- [Problem]: In the listing that follows, how many lines contain the string "components"? Provide only the number.

- [Provided material]:
+++++
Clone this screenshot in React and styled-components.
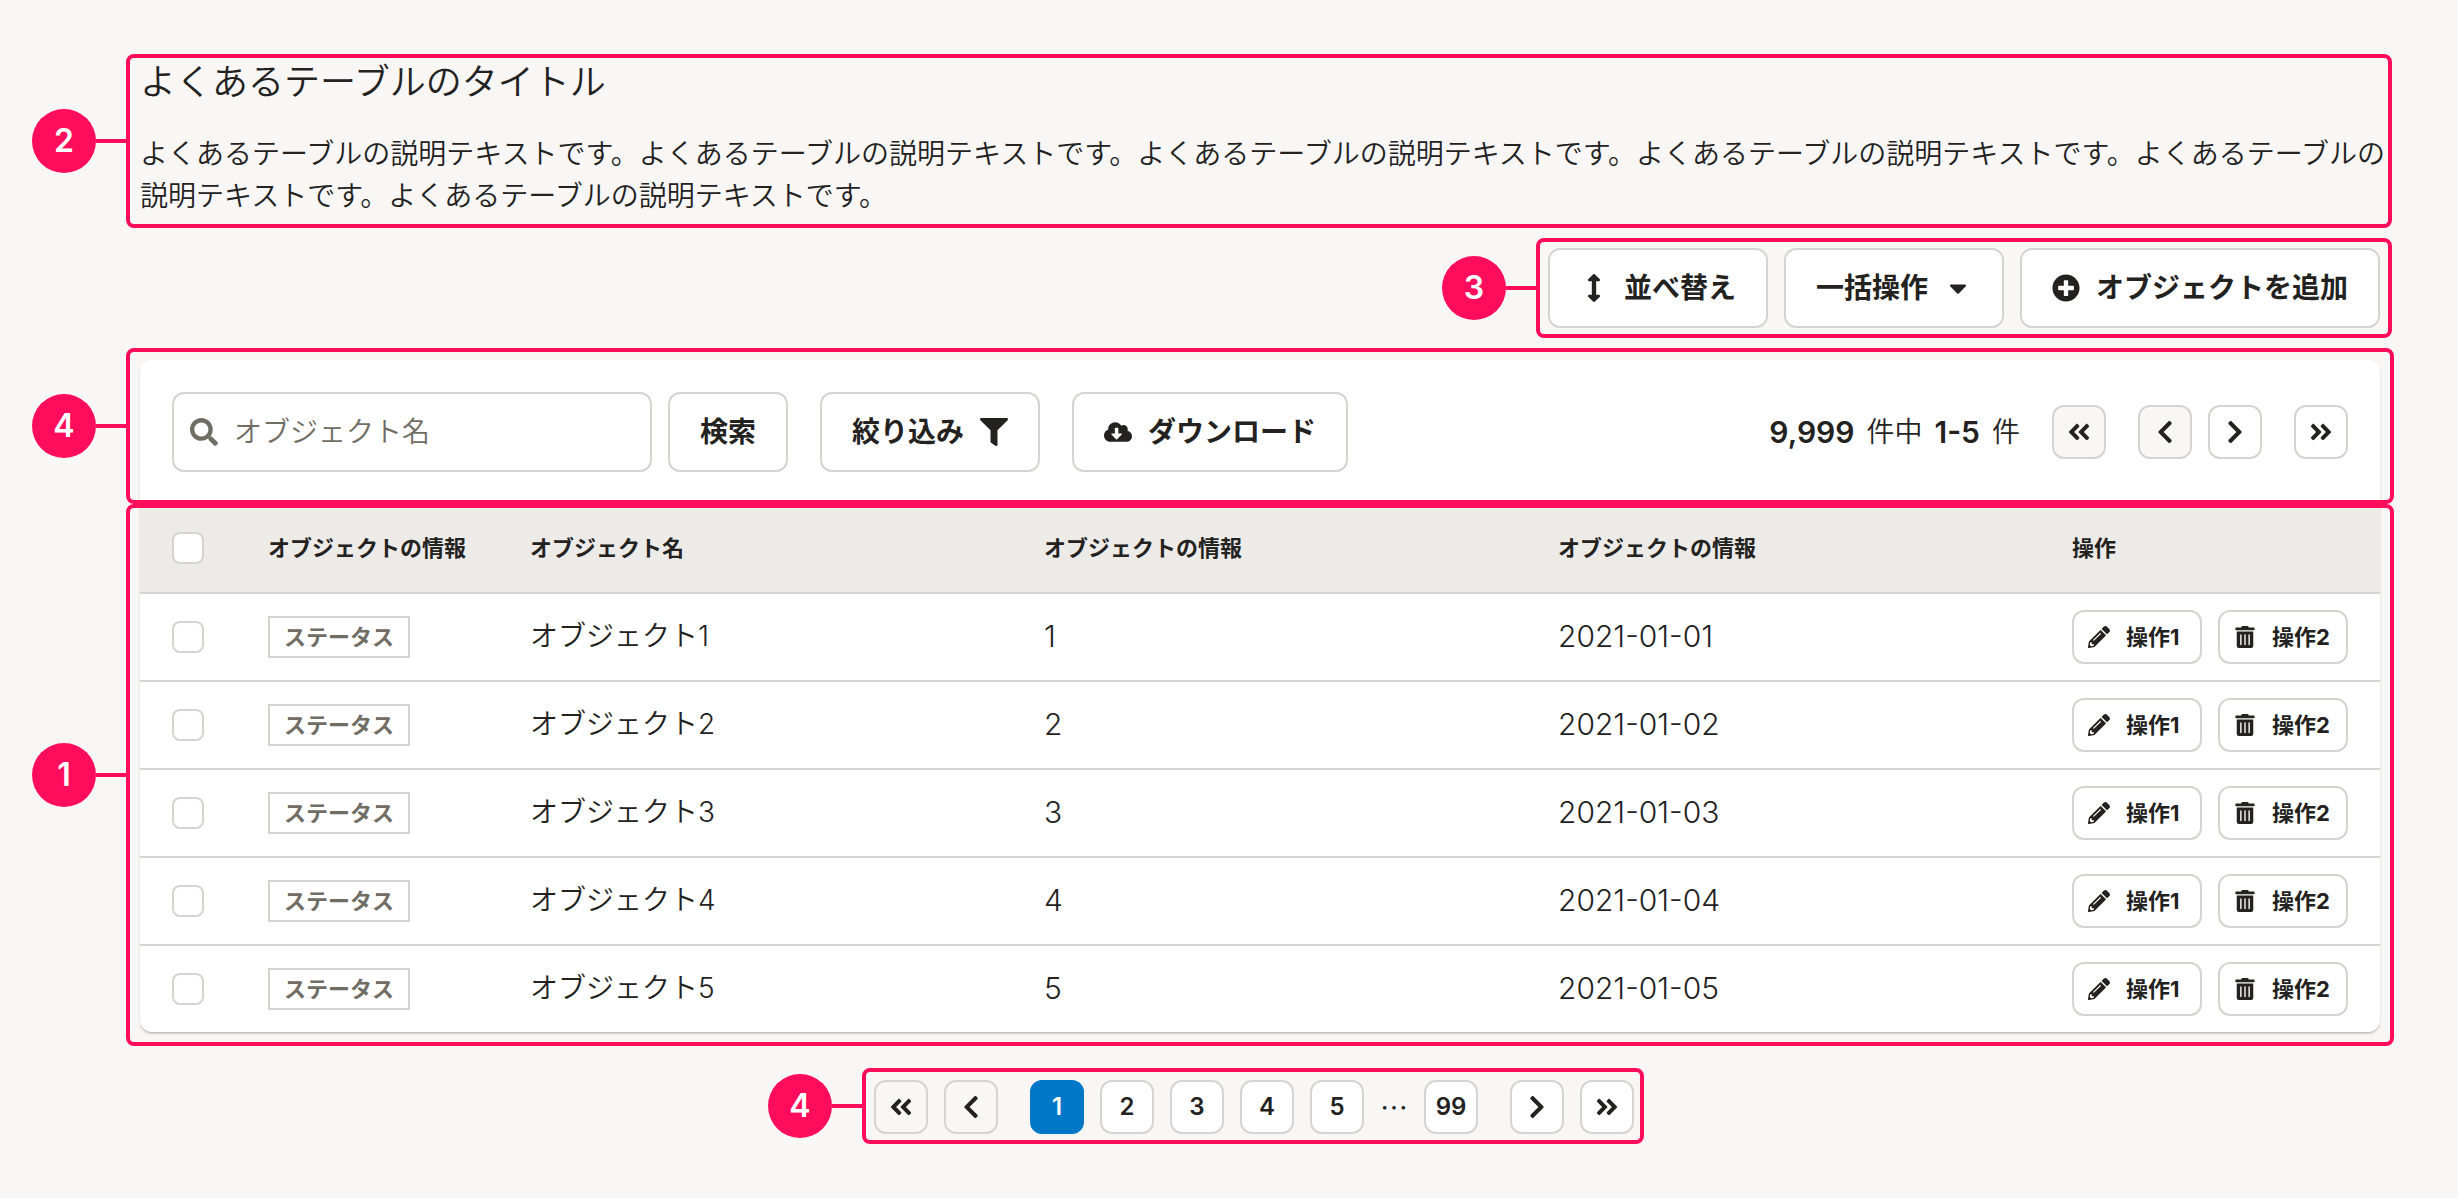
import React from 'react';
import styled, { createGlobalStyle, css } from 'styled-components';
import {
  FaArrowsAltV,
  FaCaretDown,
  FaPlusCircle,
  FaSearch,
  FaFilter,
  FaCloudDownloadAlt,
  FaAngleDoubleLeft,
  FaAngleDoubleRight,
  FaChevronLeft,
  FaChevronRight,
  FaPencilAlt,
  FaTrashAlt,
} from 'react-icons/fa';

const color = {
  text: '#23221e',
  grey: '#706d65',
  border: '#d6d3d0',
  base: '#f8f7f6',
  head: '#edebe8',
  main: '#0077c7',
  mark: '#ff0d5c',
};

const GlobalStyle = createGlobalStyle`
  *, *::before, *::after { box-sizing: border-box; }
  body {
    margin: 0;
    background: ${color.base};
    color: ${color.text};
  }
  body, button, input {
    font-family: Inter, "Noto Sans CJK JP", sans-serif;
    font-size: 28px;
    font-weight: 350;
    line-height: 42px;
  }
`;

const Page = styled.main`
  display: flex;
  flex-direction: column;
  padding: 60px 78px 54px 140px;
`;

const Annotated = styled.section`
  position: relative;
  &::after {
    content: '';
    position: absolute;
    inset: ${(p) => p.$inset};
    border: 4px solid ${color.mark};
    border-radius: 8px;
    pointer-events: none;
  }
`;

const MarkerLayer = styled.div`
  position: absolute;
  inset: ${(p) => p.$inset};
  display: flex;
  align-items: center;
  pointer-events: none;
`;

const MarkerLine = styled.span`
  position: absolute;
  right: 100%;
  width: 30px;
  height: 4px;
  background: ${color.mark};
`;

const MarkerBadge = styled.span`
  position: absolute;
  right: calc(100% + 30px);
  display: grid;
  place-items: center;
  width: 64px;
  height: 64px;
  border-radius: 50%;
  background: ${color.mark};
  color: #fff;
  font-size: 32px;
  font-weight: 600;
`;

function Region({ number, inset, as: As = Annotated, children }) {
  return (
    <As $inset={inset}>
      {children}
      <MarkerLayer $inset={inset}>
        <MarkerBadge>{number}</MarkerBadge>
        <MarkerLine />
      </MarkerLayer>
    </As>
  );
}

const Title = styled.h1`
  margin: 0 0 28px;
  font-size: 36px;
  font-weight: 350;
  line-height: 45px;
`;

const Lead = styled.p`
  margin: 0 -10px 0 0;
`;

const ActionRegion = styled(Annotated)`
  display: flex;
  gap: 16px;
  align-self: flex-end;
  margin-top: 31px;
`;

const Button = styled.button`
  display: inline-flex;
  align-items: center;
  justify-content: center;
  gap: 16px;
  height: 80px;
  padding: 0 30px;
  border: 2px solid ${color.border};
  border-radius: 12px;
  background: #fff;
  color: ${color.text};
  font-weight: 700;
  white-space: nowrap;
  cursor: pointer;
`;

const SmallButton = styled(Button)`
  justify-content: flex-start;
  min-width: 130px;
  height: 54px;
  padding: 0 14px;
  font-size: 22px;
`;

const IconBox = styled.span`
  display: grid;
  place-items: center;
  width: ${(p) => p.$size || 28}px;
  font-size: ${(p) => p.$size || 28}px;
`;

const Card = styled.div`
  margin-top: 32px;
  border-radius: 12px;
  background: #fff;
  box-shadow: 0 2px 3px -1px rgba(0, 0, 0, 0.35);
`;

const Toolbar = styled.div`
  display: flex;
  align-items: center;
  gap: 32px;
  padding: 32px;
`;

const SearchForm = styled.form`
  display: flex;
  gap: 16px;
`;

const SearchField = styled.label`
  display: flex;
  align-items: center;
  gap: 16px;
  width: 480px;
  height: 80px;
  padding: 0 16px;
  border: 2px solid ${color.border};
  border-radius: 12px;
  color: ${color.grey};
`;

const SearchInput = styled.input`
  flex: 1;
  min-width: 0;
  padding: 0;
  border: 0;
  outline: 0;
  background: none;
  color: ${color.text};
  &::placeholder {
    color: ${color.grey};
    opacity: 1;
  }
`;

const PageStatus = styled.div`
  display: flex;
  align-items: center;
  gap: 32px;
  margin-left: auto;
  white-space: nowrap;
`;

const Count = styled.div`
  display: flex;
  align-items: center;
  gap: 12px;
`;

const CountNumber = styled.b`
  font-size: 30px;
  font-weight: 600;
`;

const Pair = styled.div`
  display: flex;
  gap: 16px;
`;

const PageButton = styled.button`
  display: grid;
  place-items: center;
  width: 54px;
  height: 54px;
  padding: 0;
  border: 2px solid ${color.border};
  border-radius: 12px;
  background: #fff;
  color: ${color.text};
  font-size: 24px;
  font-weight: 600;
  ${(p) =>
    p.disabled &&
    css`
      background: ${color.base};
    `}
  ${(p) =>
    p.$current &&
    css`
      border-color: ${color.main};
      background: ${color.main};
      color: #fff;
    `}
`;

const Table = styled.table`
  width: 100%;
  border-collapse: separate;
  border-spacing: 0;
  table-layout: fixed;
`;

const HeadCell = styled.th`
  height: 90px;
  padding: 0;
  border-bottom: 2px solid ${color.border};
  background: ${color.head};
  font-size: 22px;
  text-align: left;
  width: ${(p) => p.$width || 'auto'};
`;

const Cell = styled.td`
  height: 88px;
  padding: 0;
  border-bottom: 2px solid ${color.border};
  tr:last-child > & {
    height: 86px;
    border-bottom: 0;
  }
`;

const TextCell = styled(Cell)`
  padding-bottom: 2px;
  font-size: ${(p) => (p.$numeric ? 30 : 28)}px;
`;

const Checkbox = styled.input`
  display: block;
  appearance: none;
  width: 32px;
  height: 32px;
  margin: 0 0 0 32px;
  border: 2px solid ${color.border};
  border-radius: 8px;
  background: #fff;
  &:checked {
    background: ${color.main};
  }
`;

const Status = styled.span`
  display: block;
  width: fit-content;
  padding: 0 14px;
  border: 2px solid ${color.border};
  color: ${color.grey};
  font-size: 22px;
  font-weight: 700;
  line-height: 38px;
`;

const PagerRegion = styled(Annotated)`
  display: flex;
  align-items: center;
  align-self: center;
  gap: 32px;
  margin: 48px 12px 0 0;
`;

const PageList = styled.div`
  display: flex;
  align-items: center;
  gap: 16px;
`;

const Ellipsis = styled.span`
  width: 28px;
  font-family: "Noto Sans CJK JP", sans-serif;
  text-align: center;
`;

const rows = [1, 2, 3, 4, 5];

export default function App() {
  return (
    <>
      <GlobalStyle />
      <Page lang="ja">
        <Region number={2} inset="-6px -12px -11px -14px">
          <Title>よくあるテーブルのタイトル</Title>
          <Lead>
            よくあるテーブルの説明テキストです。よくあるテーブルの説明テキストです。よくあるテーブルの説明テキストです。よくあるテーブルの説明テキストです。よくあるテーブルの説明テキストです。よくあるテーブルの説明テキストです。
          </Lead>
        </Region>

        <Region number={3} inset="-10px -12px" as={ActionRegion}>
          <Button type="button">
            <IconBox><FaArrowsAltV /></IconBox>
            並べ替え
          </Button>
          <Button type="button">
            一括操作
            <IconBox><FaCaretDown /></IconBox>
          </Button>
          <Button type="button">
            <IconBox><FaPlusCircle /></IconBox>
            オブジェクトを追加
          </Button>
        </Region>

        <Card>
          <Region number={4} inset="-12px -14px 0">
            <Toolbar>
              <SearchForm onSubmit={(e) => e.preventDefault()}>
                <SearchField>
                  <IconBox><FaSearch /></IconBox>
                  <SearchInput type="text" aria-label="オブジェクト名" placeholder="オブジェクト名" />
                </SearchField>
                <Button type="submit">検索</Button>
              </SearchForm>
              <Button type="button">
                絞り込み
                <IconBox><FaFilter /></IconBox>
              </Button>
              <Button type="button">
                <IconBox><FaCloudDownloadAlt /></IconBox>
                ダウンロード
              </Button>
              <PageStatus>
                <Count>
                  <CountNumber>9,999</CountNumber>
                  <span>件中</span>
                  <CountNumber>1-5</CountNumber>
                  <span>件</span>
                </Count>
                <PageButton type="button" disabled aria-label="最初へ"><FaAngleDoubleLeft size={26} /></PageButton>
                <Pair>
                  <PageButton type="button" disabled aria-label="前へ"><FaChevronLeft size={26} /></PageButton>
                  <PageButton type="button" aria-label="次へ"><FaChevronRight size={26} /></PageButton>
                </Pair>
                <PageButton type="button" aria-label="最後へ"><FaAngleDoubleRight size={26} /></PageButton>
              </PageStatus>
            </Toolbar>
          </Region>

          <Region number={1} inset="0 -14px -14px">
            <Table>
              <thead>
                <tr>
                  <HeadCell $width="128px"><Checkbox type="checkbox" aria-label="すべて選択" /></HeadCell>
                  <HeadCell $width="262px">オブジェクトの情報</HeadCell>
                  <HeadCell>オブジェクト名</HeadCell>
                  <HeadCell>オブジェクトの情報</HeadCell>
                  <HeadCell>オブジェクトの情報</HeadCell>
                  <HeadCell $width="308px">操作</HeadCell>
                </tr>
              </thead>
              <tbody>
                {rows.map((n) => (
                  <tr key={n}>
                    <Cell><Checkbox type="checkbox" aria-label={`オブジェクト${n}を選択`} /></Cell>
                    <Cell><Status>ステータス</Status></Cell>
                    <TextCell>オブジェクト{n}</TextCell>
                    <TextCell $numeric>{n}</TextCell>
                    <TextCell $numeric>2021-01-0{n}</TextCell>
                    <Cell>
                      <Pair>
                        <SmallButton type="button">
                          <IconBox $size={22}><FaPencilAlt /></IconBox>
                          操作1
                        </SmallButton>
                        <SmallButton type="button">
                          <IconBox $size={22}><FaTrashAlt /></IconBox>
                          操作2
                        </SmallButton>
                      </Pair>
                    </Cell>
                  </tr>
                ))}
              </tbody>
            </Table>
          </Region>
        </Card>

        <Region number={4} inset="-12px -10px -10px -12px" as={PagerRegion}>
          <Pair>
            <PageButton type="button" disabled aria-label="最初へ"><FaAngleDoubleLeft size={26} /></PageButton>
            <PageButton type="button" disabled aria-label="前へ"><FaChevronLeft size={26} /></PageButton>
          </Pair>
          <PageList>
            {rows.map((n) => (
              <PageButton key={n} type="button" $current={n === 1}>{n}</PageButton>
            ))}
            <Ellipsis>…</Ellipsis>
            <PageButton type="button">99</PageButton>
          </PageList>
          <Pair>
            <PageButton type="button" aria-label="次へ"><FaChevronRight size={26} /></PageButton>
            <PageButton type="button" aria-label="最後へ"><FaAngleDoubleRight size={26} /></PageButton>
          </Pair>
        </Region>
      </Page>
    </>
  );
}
+++++
- [Exercise answer]: 2